Tip: Anticipation Guides
How do I do it?
It will help students comprehend a text written in a new language to them if they have an idea about what they will encounter and find out in the text before they read it. To make an anticipation guide, the teacher reads the text, identifies the major themes and ideas in the text and then writes 3-10 statements to which students will agree (A) or disagree (D). When writing statements for ELLs, use simple language with visuals as needed and consider presenting the anticipation guide whole class so that you can shelter the statements with gestures, props, or quick role plays. After reading, students will agree or disagree with the statements once again and can compare any differences in their answers. The statements should get students relating to the ideas and themes they will read about as well as draw upon their prior knowledge and experience that will connect them to the issues in the text. Some sentence starters and sentence frames for your statements are: “I think that...” “ I would feel _____ if ___ happened to me.” “___ is more important/better than ___.” “I believe...”
Variations & Extensions
If possible, write the anticipation guide in the student’s primary language. The point is to help students connect to what they will be reading in the target language so that they can better comprehend it, so the anticipation guide can be in any language that is well-comprehended by the student. For students with higher reading proficiencies, you can add the option that students will either strongly agree, agree, disagree, or strongly disagree and provide a written or oral rationale for their arguments.

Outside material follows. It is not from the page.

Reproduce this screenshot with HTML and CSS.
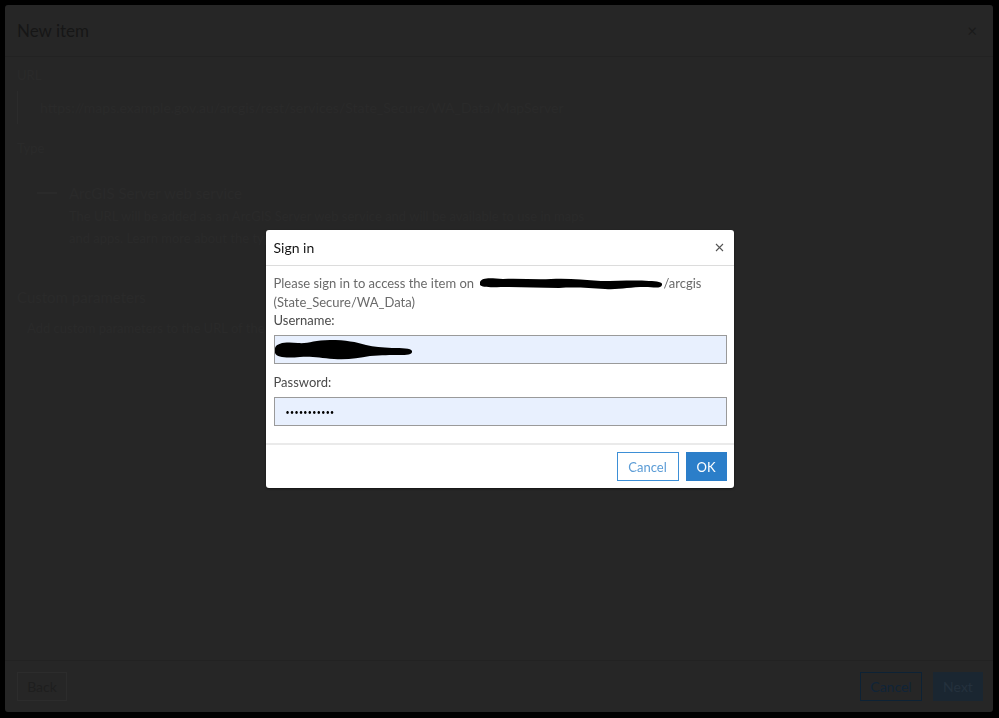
FILE: index.html
```html
<!DOCTYPE html>
<html lang="en">
  <head>
    <meta charset="UTF-8" />
    <meta name="viewport" content="width=device-width, initial-scale=1.0" />
    <title>New item</title>
    <link rel="stylesheet" href="styles.css">
  </head>
  <body>
    <div class="panel">
      <div class="panel-header">
        <h2>New item</h2>
        <span class="panel-close">&times;</span>
      </div>
      <div class="panel-body">
        <div class="label">URL</div>
        <div class="url-box">https://maps.example.gov.au/arcgis/rest/services/State_Secure/WA_Data/MapServer</div>
        <div class="label">Type</div>
        <div class="type-row">
          <span class="radio"></span>
          <div>
            <div class="type-title">ArcGIS Server web service</div>
            <div class="type-desc">The URL will be added as an ArcGIS Server web service and will be available to use in maps</div>
            <div class="type-desc">and apps. Learn more about the type of item added.</div>
          </div>
        </div>
        <div class="label section">Custom parameters</div>
        <div class="type-desc plain">Add custom parameters to the URL of the item and specify whether to store them with it.</div>
      </div>
      <div class="panel-footer">
        <button class="ghost back">Back</button>
        <div class="spacer"></div>
        <button class="ghost blue">Cancel</button>
        <button class="solid">Next</button>
      </div>
    </div>

    <div class="backdrop">
      <div class="modal">
        <div class="modal-header">
          <span>Sign in</span>
          <svg class="modal-close" width="9" height="9" viewBox="0 0 9 9"><path d="M1 1 L8 8 M8 1 L1 8" stroke="#555" stroke-width="1.1" fill="none"/></svg>
        </div>
        <div class="modal-body">
          <p class="message">
            Please sign in to access the item on
            <svg class="scribble" width="184" height="16" viewBox="0 0 184 16"><path d="M1 7 C 3 2, 12 3, 24 4 C 40 3, 56 5, 72 4 C 90 3, 104 5, 122 6 C 140 6, 156 5, 170 6 C 178 6, 184 7, 183 10 C 182 14, 174 12, 166 12 C 150 12, 140 15, 126 14 C 110 13, 96 12, 80 13 C 62 13, 46 12, 30 12 C 16 12, 3 13, 1 10 Z" fill="#000"/></svg>/arcgis<br>
            (State_Secure/WA_Data)
          </p>
          <label for="username">Username:</label>
          <div class="field">
            <input id="username" type="text" value="">
            <svg class="blob" width="140" height="22" viewBox="0 0 140 22"><path d="M1 9 C 3 3, 14 3, 24 4 C 34 5, 40 1, 56 1 C 72 1, 82 3, 92 6 C 100 8, 108 8, 118 9 C 128 9, 137 9, 138 12 C 139 16, 132 16, 126 16 C 116 16, 108 16, 96 17 C 84 19, 74 21, 60 20 C 46 19, 38 17, 26 18 C 14 19, 3 19, 1 14 Z" fill="#000"/></svg>
          </div>
          <label for="password">Password:</label>
          <div class="field">
            <input id="password" class="secret" type="password" value="abcdefghijk">
          </div>
        </div>
        <div class="modal-footer">
          <button class="btn-outline">Cancel</button>
          <button class="btn-primary">OK</button>
        </div>
      </div>
    </div>
  </body>
</html>
```

FILE: styles.css
```css
html,
body {
  height: 100%;
}

body {
  margin: 0;
  padding: 5px 6px 6px 5px;
  box-sizing: border-box;
  background: #000;
  font-family: Lato, "Open Sans", sans-serif;
  display: flex;
}

.panel {
  flex: 1;
  background: #262626;
  border-radius: 3px;
  display: flex;
  flex-direction: column;
}

.panel-header {
  height: 51px;
  border-bottom: 1px solid #222;
  display: flex;
  align-items: center;
  padding: 0 16px 0 12px;
}

.panel-header h2 {
  flex: 1;
  margin: 0;
  font-size: 17px;
  font-weight: 400;
  color: #161616;
}

.panel-close {
  font-size: 17px;
  color: #1a1a1a;
}

.panel-body {
  flex: 1;
  padding: 10px 12px;
  color: #2a2a2a;
  font-size: 13px;
}

.label {
  margin-bottom: 8px;
}

.label.section {
  margin-top: 36px;
  font-size: 15px;
}

.url-box {
  border-left: 1px solid #2b2b2b;
  padding: 8px 22px;
  margin-bottom: 16px;
  font-size: 14px;
}

.type-row {
  display: flex;
  gap: 12px;
  padding: 20px 0 0 20px;
}

.radio {
  width: 20px;
  height: 2px;
  margin-top: 8px;
  background: #2a2a2a;
}

.type-title {
  font-size: 15px;
  margin-bottom: 6px;
}

.type-desc {
  margin-bottom: 6px;
}

.type-desc.plain {
  margin-top: 14px;
  padding-left: 10px;
}

.panel-footer {
  height: 51px;
  border-top: 1px solid #222;
  display: flex;
  align-items: center;
  gap: 11px;
  padding: 0 10px 0 12px;
}

.spacer {
  flex: 1;
}

.panel-footer button {
  height: 29px;
  padding: 0;
  font-family: inherit;
  font-size: 14px;
  border-radius: 0;
}

.ghost {
  width: 50px;
  background: transparent;
  border: 1px solid #2c2c2c;
  color: #1e1e1e;
}

.ghost.blue {
  width: 62px;
  border-color: #0d2235;
  color: #102438;
}

.solid {
  width: 50px;
  background: #1a2631;
  border: 1px solid #1a2631;
  color: #24313d;
}

.backdrop {
  position: fixed;
  inset: 0;
  display: flex;
  align-items: center;
  justify-content: center;
}

.modal {
  width: 468px;
  background: #fff;
  border-radius: 3px;
  box-shadow: 0 1px 2px rgba(0, 0, 0, 0.5);
}

.modal-header {
  height: 35px;
  border-bottom: 1px solid #dcdcdc;
  display: flex;
  align-items: center;
  justify-content: space-between;
  padding: 0 10px 0 8px;
  font-size: 14px;
  color: #151515;
}

.modal-body {
  padding: 8px 7px 17px 8px;
  font-size: 13px;
}

.message {
  margin: 0;
  line-height: 19px;
  color: #6a6a6a;
}

.scribble {
  vertical-align: -3px;
  margin-left: 2px;
}

label {
  display: block;
  color: #4a4a4a;
  line-height: 17px;
  margin-bottom: 6px;
}

.field {
  position: relative;
  margin-bottom: 10px;
}

.field:last-child {
  margin-bottom: 0;
}

.field input {
  display: block;
  width: 100%;
  height: 29px;
  box-sizing: border-box;
  margin: 0;
  padding: 0 11px;
  border: 1px solid #9a9a9a;
  background: #e8f0fe;
  font-family: inherit;
  font-size: 13px;
  color: #000;
  outline: none;
}

.field input.secret {
  font-size: 7px;
  letter-spacing: 0.4px;
}

.blob {
  position: absolute;
  left: 0;
  top: 4px;
}

.modal-footer {
  border-top: 2px solid #eaeaea;
  display: flex;
  justify-content: flex-end;
  gap: 7px;
  padding: 7px 7px 7px 8px;
}

.modal-footer button {
  height: 29px;
  font-family: inherit;
  font-size: 13px;
  border-radius: 0;
  cursor: pointer;
}

.btn-outline {
  width: 62px;
  background: #fff;
  border: 1px solid #3d8fd6;
  color: #5b9cd6;
}

.btn-primary {
  width: 41px;
  background: #2b7ec9;
  border: 1px solid #2b7ec9;
  color: #fff;
}
```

You can also post agree and disagree signs on the wall and have students line up under the sign that matches their opinions.
Common Core ELA Reading Standard 1&8
Read closely to determine what the text says explicitly and to make logical inferences from it; cite specific textual evidence when writing or speaking to support conclusions drawn from the text.
Delineate and evaluate the argument and specific claims in a text, including the validity of the reasoning as all as the relevance and sufficiency of the evidence.